Instructions to follow | Set out each line from the following listing that includes the word "components".

Raw data |

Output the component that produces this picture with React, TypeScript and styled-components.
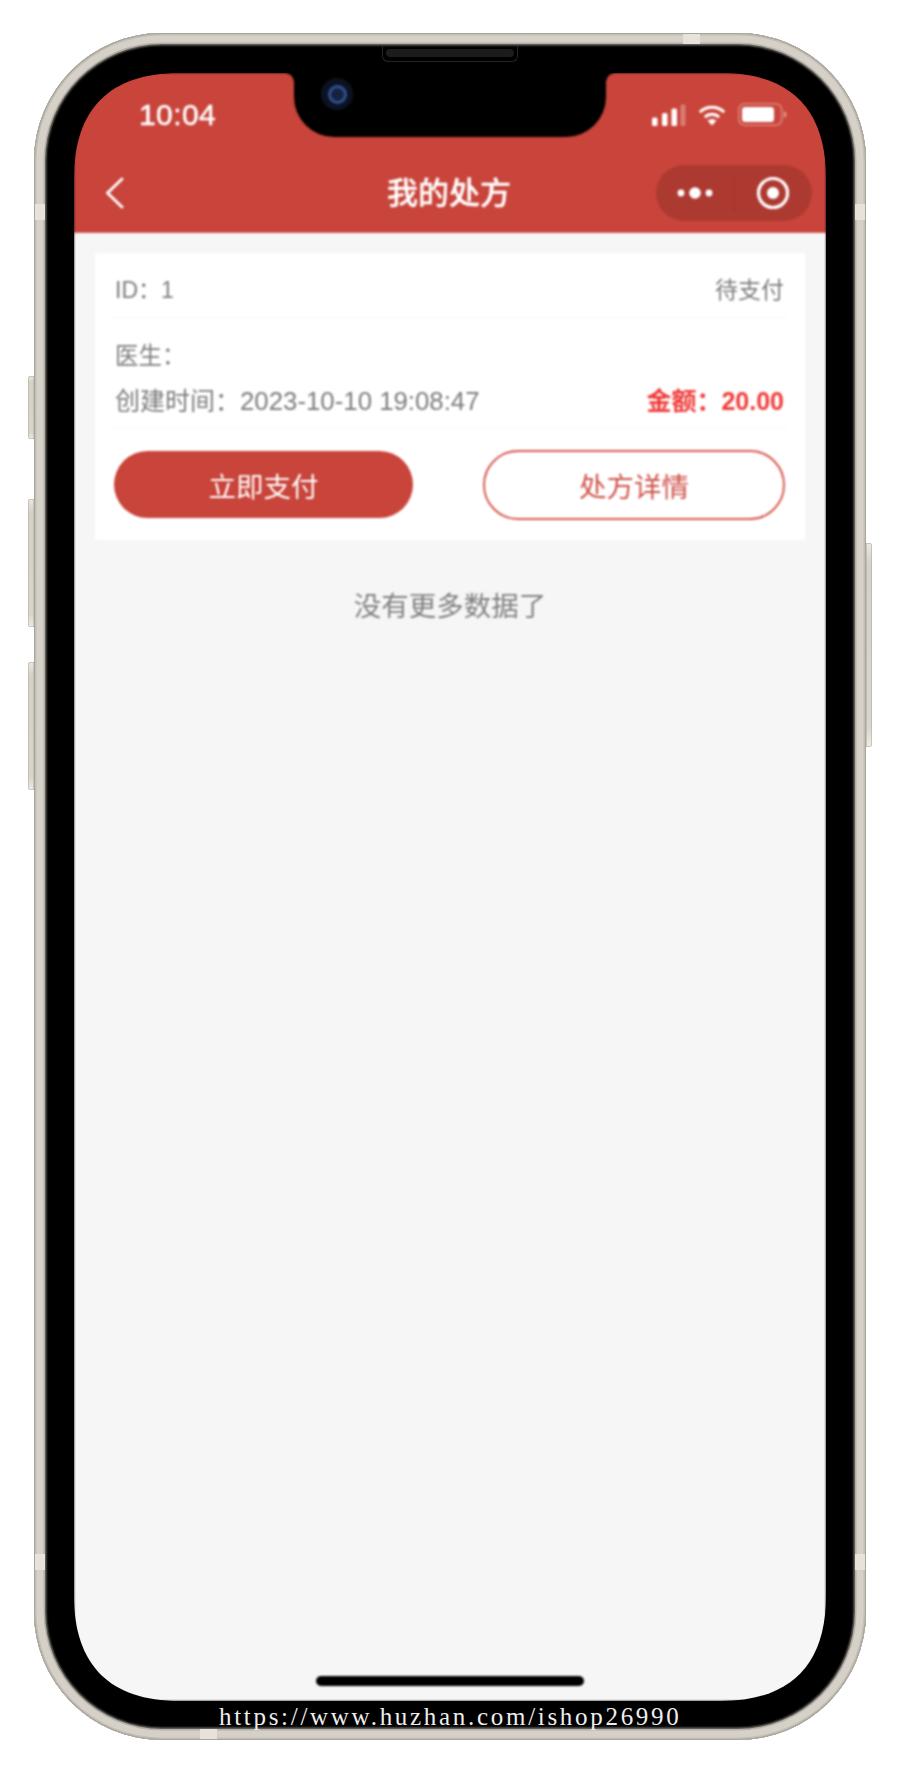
import { createGlobalStyle } from "styled-components";
import styled from "styled-components";

const RED = "#c9443a";

const GlobalStyle = createGlobalStyle`
  html, body {
    margin: 0;
    padding: 0;
    background: #fff;
  }
  * {
    box-sizing: border-box;
  }
`;

const Page = styled.div`
  width: 900px;
  height: 1774px;
  padding: 33px 34px 34px;
  background: #fff;
  font-family: "Liberation Sans", "Noto Sans CJK SC", sans-serif;
  overflow: hidden;
`;

const Phone = styled.div`
  position: relative;
  width: 832px;
  height: 1707px;
  padding: 40px 40px 39px;
  border-radius: 128px;
  background: #000;
  box-shadow:
    inset 0 0 0 1px #a9a59c,
    inset 0 0 0 2.5px #c4bfb5,
    inset 0 0 0 9.5px #d6d1c8,
    inset 0 0 0 11px #b5b0a7,
    inset 0 0 2px 12.5px #6f6c65;
`;

const SideKey = styled.div<{ $side: "left" | "right"; $top: number; $height: number }>`
  position: absolute;
  top: ${(p) => p.$top}px;
  ${(p) => p.$side}: -6px;
  width: 6px;
  height: ${(p) => p.$height}px;
  border-radius: ${(p) => (p.$side === "left" ? "3px 0 0 3px" : "0 3px 3px 0")};
  background: linear-gradient(#ece8e0, #d6d1c8 10%, #dad5cc 90%, #efebe4);
  box-shadow: inset 0 0 0 0.5px #aca79d;
`;

const Band = styled.div<{ $edge: "left" | "right"; $top: number }>`
  position: absolute;
  top: ${(p) => p.$top}px;
  ${(p) => p.$edge}: 1px;
  width: 10px;
  height: 16px;
  background: #e7e3da;
`;

const FlatBand = styled.div<{ $edge: "top" | "bottom"; $left: number }>`
  position: absolute;
  left: ${(p) => p.$left}px;
  ${(p) => p.$edge}: 1px;
  width: 17px;
  height: 10px;
  background: #e7e3da;
`;

const Speaker = styled.div`
  position: absolute;
  top: 13px;
  left: 348px;
  width: 136px;
  height: 16px;
  padding: 3px;
  border: 1px solid #242424;
  border-top: none;
  border-radius: 0 0 6px 6px;
  &::after {
    content: "";
    display: block;
    height: 8px;
    border-radius: 4px;
    background: #1c1c1c;
  }
`;

const Screen = styled.div`
  position: relative;
  width: 752px;
  height: 1628px;
  overflow: hidden;
  background: #f6f6f6;
  display: flex;
  flex-direction: column;
  filter: blur(0.8px);
  clip-path: path("M105 0 H647 C716 0 752 36 752 105 V1523 C752 1592 716 1628 647 1628 H105 C36 1628 0 1592 0 1523 V105 C0 36 36 0 105 0 Z");
`;

const Header = styled.header`
  background: ${RED};
  color: #fff;
`;

const StatusBar = styled.div`
  height: 64px;
  padding: 25px 39px 0 65px;
  display: flex;
  justify-content: space-between;
  align-items: flex-start;
`;

const Clock = styled.span`
  font-size: 30px;
  line-height: 34px;
  font-weight: 400;
  letter-spacing: 0.4px;
  -webkit-text-stroke: 0.5px #fff;
`;

const StatusIcons = styled.div`
  display: flex;
  align-items: center;
  gap: 12px;
  margin-top: 5px;
`;

const Notch = styled.div`
  position: absolute;
  top: 0;
  left: 220px;
  width: 312px;
  height: 64px;
  background: #000;
  border-radius: 0 0 40px 40px;
  &::before,
  &::after {
    content: "";
    position: absolute;
    top: 0;
    width: 9px;
    height: 9px;
  }
  &::before {
    left: -9px;
    background: radial-gradient(circle at 0 100%, transparent 8.5px, #000 9px);
  }
  &::after {
    right: -9px;
    background: radial-gradient(circle at 100% 100%, transparent 8.5px, #000 9px);
  }
`;

const Camera = styled.div`
  position: absolute;
  top: 5px;
  left: 27px;
  width: 32px;
  height: 32px;
  border-radius: 50%;
  background: #0c1320;
  display: flex;
  align-items: center;
  justify-content: center;
  &::after {
    content: "";
    width: 13px;
    height: 13px;
    border-radius: 50%;
    border: 3.5px solid #2f4f93;
    background: #16233f;
  }
`;

const NavBar = styled.nav`
  height: 96px;
  padding: 28px 14px 12px 32px;
  display: flex;
  align-items: center;
  justify-content: space-between;
  border-bottom: 1px solid #d4685f;
  position: relative;
`;

const Title = styled.h1`
  position: absolute;
  left: 0;
  right: 2px;
  top: 38px;
  margin: 0;
  text-align: center;
  font-size: 31px;
  line-height: 38px;
  font-weight: 500;
  -webkit-text-stroke: 0.3px #fff;
`;

const Capsule = styled.div`
  width: 156px;
  height: 56px;
  border-radius: 28px;
  background: #ad3a31;
  display: flex;
  align-items: center;
`;

const CapsulePart = styled.div`
  flex: 1;
  display: flex;
  align-items: center;
  justify-content: center;
`;

const CapsuleLine = styled.div`
  width: 1px;
  height: 38px;
  background: #a23329;
`;

const List = styled.main`
  padding: 20px 21px 0;
  flex: 1;
`;

const Card = styled.section`
  height: 287px;
  padding: 0 19px 0 17px;
  background: #fff;
  color: #7c7c7c;
  font-size: 25px;
`;

const TopRow = styled.div`
  height: 65px;
  padding: 5px 2px 0 3px;
  border-bottom: 1px solid #f6f6f6;
  font-size: 23px;
  display: flex;
  align-items: center;
  justify-content: space-between;
`;

const InfoBlock = styled.div`
  height: 111px;
  padding: 16px 2px 4px 3px;
  border-bottom: 1px solid #f6f6f6;
`;

const InfoRow = styled.div<{ $small?: boolean }>`
  height: 45px;
  line-height: 45px;
  font-size: ${(p) => (p.$small ? 23.5 : 25)}px;
  display: flex;
  justify-content: space-between;
`;

const DateValue = styled.span`
  font-size: 25.8px;
`;

const Amount = styled.span`
  color: #ef3a38;
  font-weight: 700;
`;

const Actions = styled.div`
  height: 111px;
  padding: 0 0 0 2px;
  margin-right: 1px;
  display: flex;
  align-items: center;
  justify-content: space-between;
`;

const ActionButton = styled.button<{ $outline?: boolean }>`
  width: ${(p) => (p.$outline ? 302 : 299)}px;
  height: ${(p) => (p.$outline ? 70 : 67)}px;
  padding: 0;
  border-radius: 35px;
  border: ${(p) => (p.$outline ? "2px solid #d9584f" : "none")};
  background: ${(p) => (p.$outline ? "#fff" : RED)};
  color: ${(p) => (p.$outline ? "#cf5249" : "#fff")};
  font-family: inherit;
  font-size: 27.5px;
`;

const NoMore = styled.p`
  margin: 47px 0 0;
  text-align: center;
  color: #818181;
  font-size: 27.5px;
  line-height: 40px;
`;

const HomeBar = styled.div`
  position: absolute;
  left: 242px;
  bottom: 15px;
  width: 268px;
  height: 10px;
  border-radius: 5px;
  background: #000;
`;

const Watermark = styled.div`
  position: absolute;
  left: 185px;
  top: 1670px;
  color: #eeeeee;
  font-family: "Liberation Serif", serif;
  font-size: 25px;
  letter-spacing: 2.7px;
  line-height: 28px;
  white-space: nowrap;
`;

function SignalIcon() {
  return (
    <svg width="34" height="22" viewBox="0 0 34 22">
      <rect x="0" y="13.500" width="5.500" height="8.500" rx="1.500" fill="#fff" />
      <rect x="10" y="9" width="5.500" height="13" rx="1.500" fill="#fff" />
      <rect x="19.500" y="4.500" width="5.500" height="17.500" rx="1.500" fill="#fff" />
      <rect x="28.500" y="0.500" width="5" height="21.500" rx="1.500" fill="#fff" opacity="0.3" />
    </svg>
  );
}

function WifiIcon() {
  return (
    <svg width="28" height="22" viewBox="0 0 28 22" fill="none" stroke="#fff" strokeWidth="3">
      <path d="M1.800 8.200a17.500 17.500 0 0 1 24.400 0" />
      <path d="M6.800 13.300a10.200 10.200 0 0 1 14.400 0" />
      <path d="M14 21.500l-4.300-4.800a6 6 0 0 1 8.600 0z" fill="#fff" stroke="none" />
    </svg>
  );
}

function BatteryIcon() {
  return (
    <svg width="49" height="23" viewBox="0 0 49 23" fill="none">
      <rect x="0.800" y="0.800" width="43" height="21.400" rx="6" stroke="#fff" strokeOpacity="0.35" strokeWidth="1.600" />
      <rect x="4" y="4" width="32" height="15" rx="3" fill="#fff" />
      <path d="M46 8v7c1.600-.5 2.600-2 2.600-3.500S47.600 8.500 46 8z" fill="#fff" fillOpacity="0.45" />
    </svg>
  );
}

function BackIcon() {
  return (
    <svg width="18" height="32" viewBox="0 0 18 32" fill="none" stroke="#fff" strokeWidth="2.800" strokeLinecap="round">
      <path d="M16 2L1.500 16 16 30" />
    </svg>
  );
}

function MoreIcon() {
  return (
    <svg width="36" height="14" viewBox="0 0 36 14" fill="#fff">
      <circle cx="4" cy="7" r="3.400" />
      <circle cx="18" cy="7" r="5.800" />
      <circle cx="32" cy="7" r="3.400" />
    </svg>
  );
}

function RecordIcon() {
  return (
    <svg width="34" height="34" viewBox="0 0 34 34" fill="none">
      <circle cx="17" cy="17" r="14.500" stroke="#fff" strokeWidth="3.200" />
      <circle cx="17" cy="17" r="6" fill="#fff" />
    </svg>
  );
}

export default function App() {
  return (
    <Page>
      <GlobalStyle />
      <Phone>
        <SideKey $side="left" $top={343} $height={63} />
        <SideKey $side="left" $top={466} $height={128} />
        <SideKey $side="left" $top={629} $height={128} />
        <SideKey $side="right" $top={510} $height={204} />
        <Band $edge="left" $top={171} />
        <Band $edge="right" $top={171} />
        <Band $edge="left" $top={1521} />
        <Band $edge="right" $top={1521} />
        <FlatBand $edge="top" $left={649} />
        <FlatBand $edge="bottom" $left={166} />
        <Speaker />
        <Screen>
          <Header>
            <StatusBar>
              <Clock>10:04</Clock>
              <StatusIcons>
                <SignalIcon />
                <WifiIcon />
                <BatteryIcon />
              </StatusIcons>
            </StatusBar>
            <NavBar>
              <BackIcon />
              <Title>我的处方</Title>
              <Capsule>
                <CapsulePart>
                  <MoreIcon />
                </CapsulePart>
                <CapsuleLine />
                <CapsulePart>
                  <RecordIcon />
                </CapsulePart>
              </Capsule>
            </NavBar>
          </Header>
          <List>
            <Card>
              <TopRow>
                <span>ID：1</span>
                <span>待支付</span>
              </TopRow>
              <InfoBlock>
                <InfoRow $small>
                  <span>医生：</span>
                </InfoRow>
                <InfoRow>
                  <span>
                    创建时间：<DateValue>2023-10-10 19:08:47</DateValue>
                  </span>
                  <Amount>金额：20.00</Amount>
                </InfoRow>
              </InfoBlock>
              <Actions>
                <ActionButton>立即支付</ActionButton>
                <ActionButton $outline>处方详情</ActionButton>
              </Actions>
            </Card>
            <NoMore>没有更多数据了</NoMore>
          </List>
          <Notch>
            <Camera />
          </Notch>
          <HomeBar />
        </Screen>
        <Watermark>https://www.huzhan.com/ishop26990</Watermark>
      </Phone>
    </Page>
  );
}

Exercise response |
Output the component that produces this picture with React, TypeScript and styled-components.
import { createGlobalStyle } from "styled-components";
import styled from "styled-components";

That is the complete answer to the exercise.